Data block:
Start

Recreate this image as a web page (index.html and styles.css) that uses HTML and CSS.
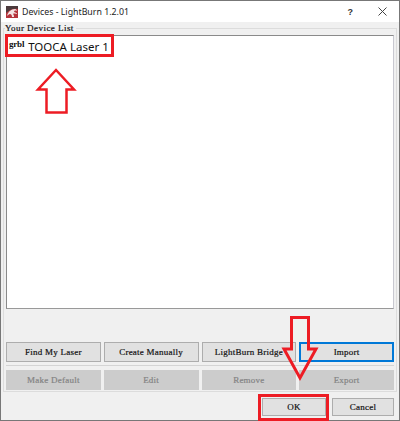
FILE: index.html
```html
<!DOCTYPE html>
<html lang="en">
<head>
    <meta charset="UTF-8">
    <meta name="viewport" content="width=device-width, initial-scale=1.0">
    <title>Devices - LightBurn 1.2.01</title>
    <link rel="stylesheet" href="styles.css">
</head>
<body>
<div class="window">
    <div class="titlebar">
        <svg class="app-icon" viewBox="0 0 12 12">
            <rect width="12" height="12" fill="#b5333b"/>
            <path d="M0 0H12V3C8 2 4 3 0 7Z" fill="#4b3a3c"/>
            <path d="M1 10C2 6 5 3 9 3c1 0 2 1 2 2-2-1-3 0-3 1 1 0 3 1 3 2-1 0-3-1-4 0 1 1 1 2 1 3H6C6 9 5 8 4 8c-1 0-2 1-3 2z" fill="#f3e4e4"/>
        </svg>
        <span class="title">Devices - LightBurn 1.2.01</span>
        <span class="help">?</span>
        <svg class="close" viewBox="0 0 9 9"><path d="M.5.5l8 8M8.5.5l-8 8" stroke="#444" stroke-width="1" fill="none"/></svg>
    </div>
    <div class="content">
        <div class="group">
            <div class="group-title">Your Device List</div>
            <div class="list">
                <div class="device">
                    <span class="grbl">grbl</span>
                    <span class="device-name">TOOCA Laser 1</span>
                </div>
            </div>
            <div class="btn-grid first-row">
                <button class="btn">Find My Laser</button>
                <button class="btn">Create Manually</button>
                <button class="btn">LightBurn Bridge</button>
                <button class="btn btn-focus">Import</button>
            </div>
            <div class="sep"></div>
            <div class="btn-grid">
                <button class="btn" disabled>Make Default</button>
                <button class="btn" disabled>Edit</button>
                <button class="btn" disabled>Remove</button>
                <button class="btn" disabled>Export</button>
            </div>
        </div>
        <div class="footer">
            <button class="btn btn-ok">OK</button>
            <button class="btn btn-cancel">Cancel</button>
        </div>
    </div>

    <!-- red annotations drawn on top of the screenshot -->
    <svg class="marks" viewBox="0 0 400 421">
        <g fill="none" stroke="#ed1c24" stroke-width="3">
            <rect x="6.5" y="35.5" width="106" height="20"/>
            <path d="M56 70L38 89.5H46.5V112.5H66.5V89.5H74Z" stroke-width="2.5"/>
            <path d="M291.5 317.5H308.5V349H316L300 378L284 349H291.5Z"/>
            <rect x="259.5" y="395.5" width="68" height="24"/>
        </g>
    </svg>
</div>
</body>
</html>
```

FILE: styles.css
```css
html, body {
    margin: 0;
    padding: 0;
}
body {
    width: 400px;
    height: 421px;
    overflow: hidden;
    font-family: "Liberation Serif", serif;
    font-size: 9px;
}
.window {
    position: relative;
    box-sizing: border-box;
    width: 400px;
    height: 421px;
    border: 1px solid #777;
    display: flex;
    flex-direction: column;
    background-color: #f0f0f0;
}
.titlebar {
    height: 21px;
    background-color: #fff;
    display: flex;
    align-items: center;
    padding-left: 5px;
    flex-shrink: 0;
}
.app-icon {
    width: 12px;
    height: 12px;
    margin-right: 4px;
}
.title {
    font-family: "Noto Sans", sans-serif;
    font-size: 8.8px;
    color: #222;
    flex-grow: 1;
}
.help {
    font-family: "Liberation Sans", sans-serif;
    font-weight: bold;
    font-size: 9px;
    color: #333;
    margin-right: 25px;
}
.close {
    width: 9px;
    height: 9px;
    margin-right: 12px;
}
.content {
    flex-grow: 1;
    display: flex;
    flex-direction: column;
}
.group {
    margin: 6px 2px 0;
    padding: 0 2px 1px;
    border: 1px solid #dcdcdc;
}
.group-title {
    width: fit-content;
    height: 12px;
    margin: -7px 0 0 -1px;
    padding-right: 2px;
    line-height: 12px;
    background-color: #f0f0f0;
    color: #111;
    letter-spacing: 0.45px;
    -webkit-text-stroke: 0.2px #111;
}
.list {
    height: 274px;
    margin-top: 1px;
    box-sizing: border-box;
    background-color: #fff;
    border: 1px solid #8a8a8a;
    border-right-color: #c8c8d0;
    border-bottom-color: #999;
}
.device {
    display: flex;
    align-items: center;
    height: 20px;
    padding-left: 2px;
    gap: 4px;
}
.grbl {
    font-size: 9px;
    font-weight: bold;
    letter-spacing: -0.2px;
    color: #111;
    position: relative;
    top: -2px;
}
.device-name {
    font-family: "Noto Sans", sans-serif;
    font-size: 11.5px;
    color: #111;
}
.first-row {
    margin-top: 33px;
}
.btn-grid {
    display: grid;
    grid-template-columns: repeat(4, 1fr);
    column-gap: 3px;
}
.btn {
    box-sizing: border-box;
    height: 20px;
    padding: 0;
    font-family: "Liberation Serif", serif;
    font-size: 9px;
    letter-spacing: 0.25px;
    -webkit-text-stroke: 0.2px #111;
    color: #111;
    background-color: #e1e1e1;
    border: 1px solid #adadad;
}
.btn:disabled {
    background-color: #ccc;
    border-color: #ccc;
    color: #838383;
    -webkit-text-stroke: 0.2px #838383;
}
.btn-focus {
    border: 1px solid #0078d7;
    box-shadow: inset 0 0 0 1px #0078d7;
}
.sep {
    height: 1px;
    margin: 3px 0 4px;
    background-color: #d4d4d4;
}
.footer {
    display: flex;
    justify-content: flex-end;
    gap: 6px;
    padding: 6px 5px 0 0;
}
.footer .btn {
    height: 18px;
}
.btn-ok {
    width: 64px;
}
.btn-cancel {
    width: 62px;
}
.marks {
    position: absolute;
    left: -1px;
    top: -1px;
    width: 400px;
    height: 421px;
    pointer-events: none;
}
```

End

Copy the listing in full and without alteration, omitting every picture.

Written solution:
Recreate this image as a web page (index.html and styles.css) that uses HTML and CSS.
FILE: index.html
```html
<!DOCTYPE html>
<html lang="en">
<head>
    <meta charset="UTF-8">
    <meta name="viewport" content="width=device-width, initial-scale=1.0">
    <title>Devices - LightBurn 1.2.01</title>
    <link rel="stylesheet" href="styles.css">
</head>
<body>
<div class="window">
    <div class="titlebar">
        <svg class="app-icon" viewBox="0 0 12 12">
            <rect width="12" height="12" fill="#b5333b"/>
            <path d="M0 0H12V3C8 2 4 3 0 7Z" fill="#4b3a3c"/>
            <path d="M1 10C2 6 5 3 9 3c1 0 2 1 2 2-2-1-3 0-3 1 1 0 3 1 3 2-1 0-3-1-4 0 1 1 1 2 1 3H6C6 9 5 8 4 8c-1 0-2 1-3 2z" fill="#f3e4e4"/>
        </svg>
        <span class="title">Devices - LightBurn 1.2.01</span>
        <span class="help">?</span>
        <svg class="close" viewBox="0 0 9 9"><path d="M.5.5l8 8M8.5.5l-8 8" stroke="#444" stroke-width="1" fill="none"/></svg>
    </div>
    <div class="content">
        <div class="group">
            <div class="group-title">Your Device List</div>
            <div class="list">
                <div class="device">
                    <span class="grbl">grbl</span>
                    <span class="device-name">TOOCA Laser 1</span>
                </div>
            </div>
            <div class="btn-grid first-row">
                <button class="btn">Find My Laser</button>
                <button class="btn">Create Manually</button>
                <button class="btn">LightBurn Bridge</button>
                <button class="btn btn-focus">Import</button>
            </div>
            <div class="sep"></div>
            <div class="btn-grid">
                <button class="btn" disabled>Make Default</button>
                <button class="btn" disabled>Edit</button>
                <button class="btn" disabled>Remove</button>
                <button class="btn" disabled>Export</button>
            </div>
        </div>
        <div class="footer">
            <button class="btn btn-ok">OK</button>
            <button class="btn btn-cancel">Cancel</button>
        </div>
    </div>

    <!-- red annotations drawn on top of the screenshot -->
    <svg class="marks" viewBox="0 0 400 421">
        <g fill="none" stroke="#ed1c24" stroke-width="3">
            <rect x="6.5" y="35.5" width="106" height="20"/>
            <path d="M56 70L38 89.5H46.5V112.5H66.5V89.5H74Z" stroke-width="2.5"/>
            <path d="M291.5 317.5H308.5V349H316L300 378L284 349H291.5Z"/>
            <rect x="259.5" y="395.5" width="68" height="24"/>
        </g>
    </svg>
</div>
</body>
</html>
```

FILE: styles.css
```css
html, body {
    margin: 0;
    padding: 0;
}
body {
    width: 400px;
    height: 421px;
    overflow: hidden;
    font-family: "Liberation Serif", serif;
    font-size: 9px;
}
.window {
    position: relative;
    box-sizing: border-box;
    width: 400px;
    height: 421px;
    border: 1px solid #777;
    display: flex;
    flex-direction: column;
    background-color: #f0f0f0;
}
.titlebar {
    height: 21px;
    background-color: #fff;
    display: flex;
    align-items: center;
    padding-left: 5px;
    flex-shrink: 0;
}
.app-icon {
    width: 12px;
    height: 12px;
    margin-right: 4px;
}
.title {
    font-family: "Noto Sans", sans-serif;
    font-size: 8.8px;
    color: #222;
    flex-grow: 1;
}
.help {
    font-family: "Liberation Sans", sans-serif;
    font-weight: bold;
    font-size: 9px;
    color: #333;
    margin-right: 25px;
}
.close {
    width: 9px;
    height: 9px;
    margin-right: 12px;
}
.content {
    flex-grow: 1;
    display: flex;
    flex-direction: column;
}
.group {
    margin: 6px 2px 0;
    padding: 0 2px 1px;
    border: 1px solid #dcdcdc;
}
.group-title {
    width: fit-content;
    height: 12px;
    margin: -7px 0 0 -1px;
    padding-right: 2px;
    line-height: 12px;
    background-color: #f0f0f0;
    color: #111;
    letter-spacing: 0.45px;
    -webkit-text-stroke: 0.2px #111;
}
.list {
    height: 274px;
    margin-top: 1px;
    box-sizing: border-box;
    background-color: #fff;
    border: 1px solid #8a8a8a;
    border-right-color: #c8c8d0;
    border-bottom-color: #999;
}
.device {
    display: flex;
    align-items: center;
    height: 20px;
    padding-left: 2px;
    gap: 4px;
}
.grbl {
    font-size: 9px;
    font-weight: bold;
    letter-spacing: -0.2px;
    color: #111;
    position: relative;
    top: -2px;
}
.device-name {
    font-family: "Noto Sans", sans-serif;
    font-size: 11.5px;
    color: #111;
}
.first-row {
    margin-top: 33px;
}
.btn-grid {
    display: grid;
    grid-template-columns: repeat(4, 1fr);
    column-gap: 3px;
}
.btn {
    box-sizing: border-box;
    height: 20px;
    padding: 0;
    font-family: "Liberation Serif", serif;
    font-size: 9px;
    letter-spacing: 0.25px;
    -webkit-text-stroke: 0.2px #111;
    color: #111;
    background-color: #e1e1e1;
    border: 1px solid #adadad;
}
.btn:disabled {
    background-color: #ccc;
    border-color: #ccc;
    color: #838383;
    -webkit-text-stroke: 0.2px #838383;
}
.btn-focus {
    border: 1px solid #0078d7;
    box-shadow: inset 0 0 0 1px #0078d7;
}
.sep {
    height: 1px;
    margin: 3px 0 4px;
    background-color: #d4d4d4;
}
.footer {
    display: flex;
    justify-content: flex-end;
    gap: 6px;
    padding: 6px 5px 0 0;
}
.footer .btn {
    height: 18px;
}
.btn-ok {
    width: 64px;
}
.btn-cancel {
    width: 62px;
}
.marks {
    position: absolute;
    left: -1px;
    top: -1px;
    width: 400px;
    height: 421px;
    pointer-events: none;
}
```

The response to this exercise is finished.